UMWA supported Obama despite his remarks that his energy policies would “bankrupt” coal-fired power plant owners.

“So, if somebody wants to build a coal plant, they can — it’s just that it will bankrupt them, because they are going to be charged a huge sum for all that greenhouse gas that’s being emitted,” Obama told the San Francisco Chronicle.

“Under my plan of a cap-and-trade system, electricity rates would necessarily skyrocket, regardless of what I say about whether coal is good or bad, because I’m capping greenhouse gases,” Obama added. “Coal power plants, natural gas, whatever the industry was, they would have to retrofit their operations. That will cost money. They will pass that money onto consumers.”

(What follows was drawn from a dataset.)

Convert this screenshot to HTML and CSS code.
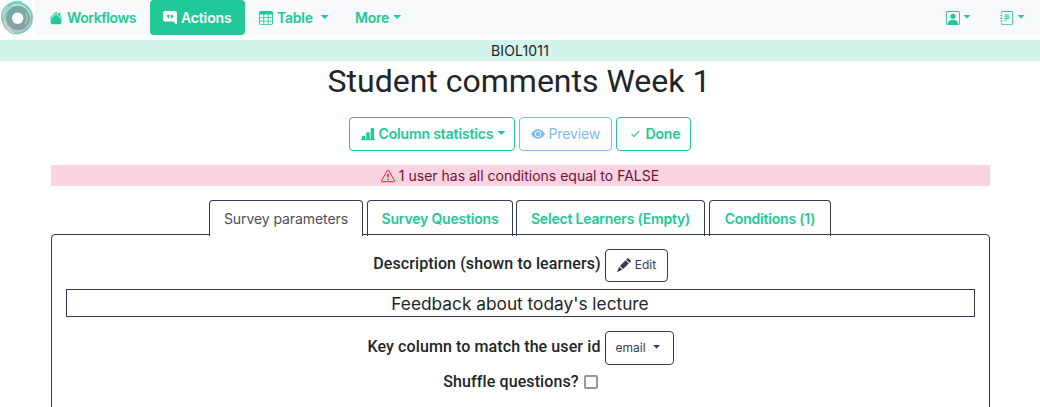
FILE: index.html
```html
<!DOCTYPE html>
<html lang="en">
<head>
<meta charset="utf-8">
<title>Student comments Week 1</title>
<link rel="stylesheet" href="styles.css">
</head>
<body>
<header class="topbar">
  <a class="brand" aria-label="Home">
    <svg width="35" height="35" viewBox="0 0 35 35" fill="none">
      <defs><linearGradient id="ring" x1="0" y1="0" x2="1" y2="1"><stop offset="0" stop-color="#5bb7a6"/><stop offset=".5" stop-color="#85a5a3"/><stop offset="1" stop-color="#8f9799"/></linearGradient></defs>
      <circle cx="17.500" cy="17.500" r="15" fill="#b3c9c7"/>
      <circle cx="18" cy="18" r="12" fill="url(#ring)"/>
      <circle cx="17.500" cy="17.500" r="15.300" stroke="#a5bfbd" stroke-width="1"/>
      <path d="M2 21A16 16 0 0 1 22 2" stroke="#5fe0c8" stroke-width="1.200"/>
      <path d="M8 6A15 15 0 0 1 31 23" stroke="#58d2bb" stroke-width="1.200"/>
      <path d="M6 9A14 14 0 0 0 10 29" stroke="#d8ebe8" stroke-width=".8"/>
      <path d="M11 6A13.500 13.500 0 0 1 30 15" stroke="#e5f5f2" stroke-width=".8"/>
      <path d="M5 14A13 13 0 0 0 27 28" stroke="#9fb5b3" stroke-width="1"/>
      <path d="M13 33A16 16 0 0 0 32 22" stroke="#58d8bf" stroke-width="1.200"/>
      <path d="M26 13Q29 19 25 24" stroke="#72e8d2" stroke-width="1.300"/>
      <circle cx="17.700" cy="18.300" r="5.700" fill="#fff"/>
    </svg>
  </a>
  <nav class="nav">
    <a class="nav-item workflows"><svg class="icon" viewBox="0 0 16 16"><path d="M8 3.300 14 9.300V13.500A1.500 1.500 0 0 1 12.500 15H3.500A1.500 1.500 0 0 1 2 13.500V9.300Z"/><path d="M7.300 1.500a1 1 0 0 1 1.400 0L11 3.800V2h2v3.800l2.400 2.400-.7.700L8 2.200 1.300 8.900.6 8.200Z"/></svg><span>Workflows</span></a>
    <a class="nav-item actions"><svg class="icon" viewBox="0 0 16 16"><path fill-rule="evenodd" d="M16 2a2 2 0 0 0-2-2H2a2 2 0 0 0-2 2v8a2 2 0 0 0 2 2h9.500a1 1 0 0 1 .8.400l1.900 2.500a1 1 0 0 0 1.800-.6ZM7.200 4.800C7.800 6.300 7.300 8 5.600 9l-.5-.6c.6-.5 1-.9 1.100-1.400A1.500 1.500 0 1 1 7.200 4.800Zm4 0C11.800 6.300 11.300 8 9.600 9l-.5-.6c.6-.5 1-.9 1.100-1.400a1.500 1.500 0 1 1 1-2.200Z"/></svg><span>Actions</span></a>
    <a class="nav-item table"><svg class="icon" viewBox="0 0 16 16"><path fill-rule="evenodd" d="M2 0h12a2 2 0 0 1 2 2v12a2 2 0 0 1-2 2H2a2 2 0 0 1-2-2V2a2 2 0 0 1 2-2ZM1 4v3h4V4Zm5 0v3h4V4Zm5 0v3h4V4ZM1 8v3h4V8Zm5 0v3h4V8Zm5 0v3h4V8ZM1 12v2a1 1 0 0 0 1 1h3v-3Zm5 0v3h4v-3Zm5 0v3h3a1 1 0 0 0 1-1v-2Z"/></svg><span>Table</span><i class="caret"></i></a>
    <a class="nav-item more"><span>More</span><i class="caret"></i></a>
    <a class="nav-item user" aria-label="Profile"><svg class="icon" viewBox="0 0 16 16"><circle cx="8" cy="6" r="3"/><path d="M2 0h12a2 2 0 0 1 2 2v12a2 2 0 0 1-2 2H2a2 2 0 0 1-2-2V2a2 2 0 0 1 2-2Zm0 1a1 1 0 0 0-1 1v12a1 1 0 0 0 1 1c0-1 1-5 6-5s6 4 6 5a1 1 0 0 0 1-1V2a1 1 0 0 0-1-1Z"/></svg><i class="caret"></i></a>
    <a class="nav-item docs" aria-label="Documentation"><svg class="icon" viewBox="0 0 16 16"><path d="M5 10.500a.5.500 0 0 1 .5-.5h2a.5.500 0 0 1 0 1h-2a.5.500 0 0 1-.5-.5Zm0-2a.5.500 0 0 1 .5-.5h5a.5.500 0 0 1 0 1h-5a.5.500 0 0 1-.5-.5Zm0-2a.5.500 0 0 1 .5-.5h5a.5.500 0 0 1 0 1h-5a.5.500 0 0 1-.5-.5Zm0-2a.5.500 0 0 1 .5-.5h5a.5.500 0 0 1 0 1h-5a.5.500 0 0 1-.5-.5Z"/><path d="M3 0h10a2 2 0 0 1 2 2v12a2 2 0 0 1-2 2H3a2 2 0 0 1-2-2v-1h1v1a1 1 0 0 0 1 1h10a1 1 0 0 0 1-1V2a1 1 0 0 0-1-1H3a1 1 0 0 0-1 1v1H1V2a2 2 0 0 1 2-2Z"/><path d="M1 5v-.5a.5.500 0 0 1 1 0V5h.5a.5.500 0 0 1 0 1h-2a.5.500 0 0 1 0-1Zm0 3v-.5a.5.500 0 0 1 1 0V8h.5a.5.500 0 0 1 0 1h-2a.5.500 0 0 1 0-1Zm0 3v-.5a.5.500 0 0 1 1 0v.5h.5a.5.500 0 0 1 0 1h-2a.5.500 0 0 1 0-1Z"/></svg><i class="caret"></i></a>
  </nav>
</header>
<div class="course"><span>BIOL1011</span></div>
<main class="content">
  <h1 class="title"><span>Student comments Week 1</span></h1>
  <div class="toolbar">
    <button class="btn stats"><svg class="icon" viewBox="0 0 16 16"><path d="M1 11a1 1 0 0 1 1-1h2a1 1 0 0 1 1 1v4H1Zm5-4a1 1 0 0 1 1-1h2a1 1 0 0 1 1 1v8H6Zm5-5a1 1 0 0 1 1-1h2a1 1 0 0 1 1 1v13h-4ZM0 14h16v1H0Z"/></svg><span>Column statistics</span><i class="caret"></i></button>
    <button class="btn preview"><svg class="icon" viewBox="0 0 16 16"><circle cx="8" cy="8" r="2.500"/><path d="M0 8s3-5.500 8-5.500S16 8 16 8s-3 5.500-8 5.500S0 8 0 8Zm8 3.500a3.500 3.500 0 1 0 0-7 3.500 3.500 0 0 0 0 7Z"/></svg><span>Preview</span></button>
    <button class="btn done"><svg class="icon" viewBox="0 0 16 16"><path d="m4.500 8.400 2.500 2.500 5-6" fill="none" stroke="currentColor" stroke-width="1.300" stroke-linecap="round" stroke-linejoin="round"/></svg><span>Done</span></button>
  </div>
  <div class="alert"><svg class="icon" viewBox="0 0 16 16"><path d="M7.100 2a1 1 0 0 1 1.800 0l6.500 11.200c.4.600 0 1.300-.8 1.300H1.400c-.8 0-1.200-.7-.8-1.300Z" fill="none" stroke="currentColor"/><path d="M7.100 5.800h1.800l-.4 4.500h-1Z"/><circle cx="8" cy="12" r=".9"/></svg><span>1 user has all conditions equal to FALSE</span></div>
  <div class="tabs">
    <a class="tab t1 active"><span>Survey parameters</span></a>
    <a class="tab t2"><span>Survey Questions</span></a>
    <a class="tab t3"><span>Select Learners (Empty)</span></a>
    <a class="tab t4"><span>Conditions (1)</span></a>
  </div>
  <section class="panel">
    <div class="row description"><span class="label">Description (shown to learners)</span><button class="small edit"><svg class="icon" viewBox="0 0 16 16"><path d="M12.900.2a.5.500 0 0 0-.8 0l-1.600 1.600 3.700 3.700 1.600-1.600a.5.500 0 0 0 0-.8ZM13.500 6.200 9.800 2.500 3.300 9h.2a.5.500 0 0 1 .5.500v.5h.5a.5.500 0 0 1 .5.500v.5h.5a.5.500 0 0 1 .5.500v.5h.5a.5.500 0 0 1 .5.500v.2ZM6 13.700V13h-.5a.5.500 0 0 1-.5-.5V12h-.5a.5.500 0 0 1-.5-.5V11h-.5a.5.500 0 0 1-.5-.5V10h-.7L2 11.200 0 16l4.900-2Z"/></svg><span>Edit</span></button></div>
    <div class="feedback"><span>Feedback about today's lecture</span></div>
    <div class="row key"><span class="label">Key column to match the user id</span><button class="small email"><span>email</span><i class="caret"></i></button></div>
    <label class="row shuffle"><span class="label">Shuffle questions?</span><input class="check" type="checkbox"></label>
  </section>
</main>
</body>
</html>
```
FILE: styles.css
```css
* { box-sizing: border-box; }
body { margin: 0; height: 407px; overflow: hidden; background: #fff; color: #212529; font: 14px/21px Inter, sans-serif; }
.icon { flex: none; width: 14px; height: 14px; fill: currentColor; }
.caret { flex: none; width: 8px; height: 4px; margin-bottom: 1px; background: currentColor; clip-path: polygon(0 0, 100% 0, 50% 100%); }
span { white-space: nowrap; }

.topbar { display: flex; height: 35px; }
.brand { width: 35px; height: 35px; }
.nav { display: flex; flex: 1; background: #f8f9fb; }
.nav-item { display: flex; align-items: center; height: 35px; gap: 4px; color: #20c997; font-weight: 560; }
.workflows { padding-left: 14px; width: 115px; letter-spacing: -.4px; }
.actions { padding-left: 13px; width: 95px; background: #20c997; color: #fff; border-radius: 4px; letter-spacing: -.15px; }
.table { padding-left: 14px; width: 96px; letter-spacing: -.25px; }
.table .caret { margin-left: 4px; }
.more { padding-left: 14px; letter-spacing: -.2px; }
.user { margin-left: auto; width: 54px; }
.docs { width: 40px; }
.user .icon, .docs .icon { margin-right: -1px; }
.user .caret, .docs .caret { margin-bottom: 2px; }

.course { height: 21px; margin-top: 5px; background: #d2f4ea; text-align: center; line-height: 22px; letter-spacing: .15px; }
.content { width: 939px; margin: 0 auto 0 51px; }
.title { margin: 0 0 18px; height: 38px; padding-right: 3px; font: 430 32px/40px Roboto, sans-serif; text-align: center; }

.toolbar { display: flex; justify-content: center; gap: 4px; margin-right: 1px; }
.btn { display: flex; align-items: center; gap: 4px; height: 34px; padding: 0 0 1px 10.500px; border: 1px solid #20c997; border-radius: 4px; background: #fff; color: #20c997; font: 560 14px/21px Inter, sans-serif; letter-spacing: -.14px; }
.stats { width: 166px; }
.preview { width: 93px; border-color: #7dbbf8; color: #7dbbf8; font-weight: 430; }
.done { width: 75px; }

.alert { display: flex; justify-content: center; align-items: center; gap: 4px; height: 21px; margin-top: 14px; padding-right: 1px; background: #fad3e0; color: #6f1237; }
.alert .icon { color: #f00; }

.tabs { display: flex; justify-content: center; gap: 4px; height: 34px; margin: 14px 2px 0 0; }
.tab { height: 36px; padding: 7px 0 0 1px; border: 1px solid #343a53; border-bottom: 0; border-radius: 4px 4px 0 0; color: #20c997; font-weight: 560; text-align: center; letter-spacing: -.19px; }
.t1 { width: 154px; }
.t2 { width: 146px; margin-right: -1px; }
.t3 { width: 189px; }
.t4 { width: 122px; }
.active { z-index: 1; background: #fff; color: #495057; font-weight: 430; letter-spacing: -.08px; }

.panel { display: flex; flex-direction: column; height: 190px; padding: 14px 14px 0; border: 1px solid #343a53; border-radius: 4px; }
.row { display: flex; justify-content: center; gap: 4px; }
.label { font: 480 16px/30px Roboto, sans-serif; letter-spacing: .1px; }
.small { display: flex; align-items: center; gap: 4px; height: 33px; padding: 0 0 1px 11px; border: 1px solid #343a53; border-radius: 4px; background: #fff; color: #343a53; font: 430 12px/18px Inter, sans-serif; }
.edit { width: 63px; }
.email { width: 69px; height: 34px; padding-left: 10px; }
.email .caret { margin-left: 3px; margin-bottom: 2px; }
.feedback { height: 28px; margin-top: 7px; padding-right: 1px; border: 1px solid #343a53; font-size: 17.300px; line-height: 27px; text-align: center; }
.key { margin-top: 14px; }
.key .label { line-height: 31px; }
.shuffle { margin-top: 2px; }
.check { appearance: none; width: 14px; height: 14px; margin: 8px 0 0 1px; border: 2px solid #9a94a5; border-radius: 2px; background: #fff; }
```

The coal miners union opted not to support Obama in his 2012 reelection campaign as coal plants and mines were being shut down by federal environmental regulators. Though UMWA never supported Obama’s 2012 Republican challenger Mitt Romney.

The Grimes campaign has hit back against the videos, calling them “blatantly false” distortions by their opponent Senate Minority Leader Mitch McConnell, a Republican.

“These blatantly false videos from discredited con artist James O’Keefe are nothing more than desperate distortions from Mitch McConnell and his billionaire backers,” campaign spokesman Charly Norton told the Bangor Daily News. “The fact that McConnell’s campaign relies on a convicted criminal with a known history of absurd and deceptive projects is telling as McConnell attempts to make this race about anything but the loss of 25,000 coal jobs on his watch.”